** DIRECTIVE **
Return all entries word for word, but drop any images.

** THE INPUT **
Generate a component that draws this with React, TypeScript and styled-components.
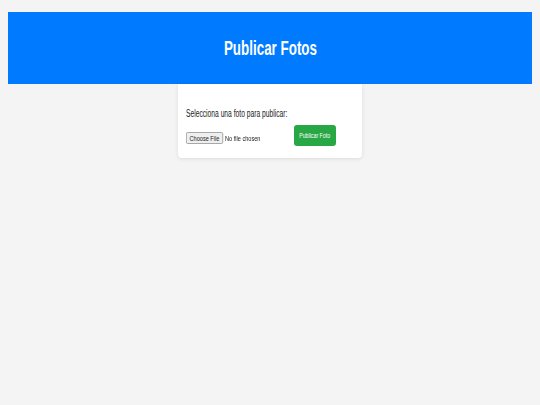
import React from "react";
import styled, { createGlobalStyle } from "styled-components";

const GlobalStyle = createGlobalStyle`
  html, body {
    margin: 0;
    padding: 0;
    background: #f4f4f4;
  }
  body {
    padding: 12px 8px 8px;
    font-family: "Liberation Sans Narrow", "Liberation Sans", Arial, sans-serif;
  }
`;

const Header = styled.header`
  background: #007bff;
  height: 72px;
  display: flex;
  align-items: center;
  justify-content: center;
`;

const Title = styled.h1`
  margin: 0;
  color: #fff;
  font-size: 20px;
  font-weight: bold;
  transform: scaleX(0.67);
`;

const Card = styled.section`
  width: 184px;
  margin: 0 auto;
  background: #fff;
  box-sizing: border-box;
  padding: 24px 8px 12px;
  border-radius: 0 0 4px 4px;
  box-shadow: 0 1px 4px rgba(0, 0, 0, 0.1);
`;

const Label = styled.label`
  display: block;
  font-size: 10px;
  line-height: 12px;
  color: #222;
  white-space: nowrap;
  transform: scaleX(0.67);
  transform-origin: left center;
`;

const Row = styled.div`
  display: flex;
  align-items: center;
  margin-top: 5px;
`;

const FileSlot = styled.div`
  width: 108px;
  overflow: hidden;
`;

const FileInput = styled.input`
  font-size: 8px;
  font-family: "Liberation Sans Narrow", "Liberation Sans", Arial, sans-serif;
  color: #222;
  margin: 0;
  transform: scaleX(0.7);
  transform-origin: left center;
  &::file-selector-button {
    font-size: 8px;
    font-family: inherit;
    height: 12px;
    padding: 0 4px;
    margin-right: 3px;
    border: 1px solid #9a9a9a;
    border-radius: 2px;
    background: #efefef;
    color: #222;
  }
`;

const Button = styled.button`
  width: 42px;
  height: 21px;
  padding: 0;
  border: none;
  border-radius: 3px;
  background: #28a745;
  color: #fff;
  font-family: "Liberation Sans Narrow", "Liberation Sans", Arial, sans-serif;
  white-space: nowrap;
  display: flex;
  align-items: center;
  justify-content: center;
`;

const ButtonText = styled.span`
  font-size: 7px;
  transform: scaleX(0.75);
`;

export default function App() {
  return (
    <>
      <GlobalStyle />
      <Header>
        <Title>Publicar Fotos</Title>
      </Header>
      <Card>
        <Label htmlFor="foto">Selecciona una foto para publicar:</Label>
        <Row>
          <FileSlot>
            <FileInput id="foto" type="file" accept="image/*" />
          </FileSlot>
          <Button type="button">
            <ButtonText>Publicar Foto</ButtonText>
          </Button>
        </Row>
      </Card>
    </>
  );
}
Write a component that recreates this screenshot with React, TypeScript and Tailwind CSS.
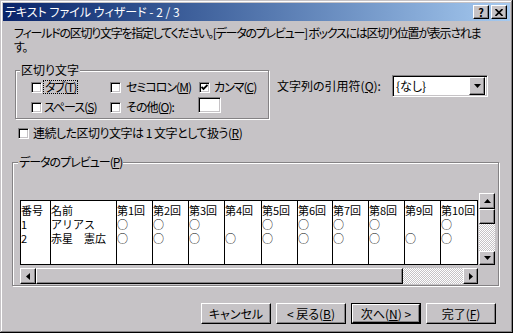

** SOLUTION **
Generate a component that draws this with React, TypeScript and styled-components.
import React from "react";
import styled, { createGlobalStyle } from "styled-components";

const GlobalStyle = createGlobalStyle`
  html, body {
    margin: 0;
    padding: 0;
    background: #f4f4f4;
  }
  body {
    padding: 12px 8px 8px;
    font-family: "Liberation Sans Narrow", "Liberation Sans", Arial, sans-serif;
  }
`;

const Header = styled.header`
  background: #007bff;
  height: 72px;
  display: flex;
  align-items: center;
  justify-content: center;
`;

const Title = styled.h1`
  margin: 0;
  color: #fff;
  font-size: 20px;
  font-weight: bold;
  transform: scaleX(0.67);
`;

const Card = styled.section`
  width: 184px;
  margin: 0 auto;
  background: #fff;
  box-sizing: border-box;
  padding: 24px 8px 12px;
  border-radius: 0 0 4px 4px;
  box-shadow: 0 1px 4px rgba(0, 0, 0, 0.1);
`;

const Label = styled.label`
  display: block;
  font-size: 10px;
  line-height: 12px;
  color: #222;
  white-space: nowrap;
  transform: scaleX(0.67);
  transform-origin: left center;
`;

const Row = styled.div`
  display: flex;
  align-items: center;
  margin-top: 5px;
`;

const FileSlot = styled.div`
  width: 108px;
  overflow: hidden;
`;

const FileInput = styled.input`
  font-size: 8px;
  font-family: "Liberation Sans Narrow", "Liberation Sans", Arial, sans-serif;
  color: #222;
  margin: 0;
  transform: scaleX(0.7);
  transform-origin: left center;
  &::file-selector-button {
    font-size: 8px;
    font-family: inherit;
    height: 12px;
    padding: 0 4px;
    margin-right: 3px;
    border: 1px solid #9a9a9a;
    border-radius: 2px;
    background: #efefef;
    color: #222;
  }
`;

const Button = styled.button`
  width: 42px;
  height: 21px;
  padding: 0;
  border: none;
  border-radius: 3px;
  background: #28a745;
  color: #fff;
  font-family: "Liberation Sans Narrow", "Liberation Sans", Arial, sans-serif;
  white-space: nowrap;
  display: flex;
  align-items: center;
  justify-content: center;
`;

const ButtonText = styled.span`
  font-size: 7px;
  transform: scaleX(0.75);
`;

export default function App() {
  return (
    <>
      <GlobalStyle />
      <Header>
        <Title>Publicar Fotos</Title>
      </Header>
      <Card>
        <Label htmlFor="foto">Selecciona una foto para publicar:</Label>
        <Row>
          <FileSlot>
            <FileInput id="foto" type="file" accept="image/*" />
          </FileSlot>
          <Button type="button">
            <ButtonText>Publicar Foto</ButtonText>
          </Button>
        </Row>
      </Card>
    </>
  );
}
Write a component that recreates this screenshot with React, TypeScript and Tailwind CSS.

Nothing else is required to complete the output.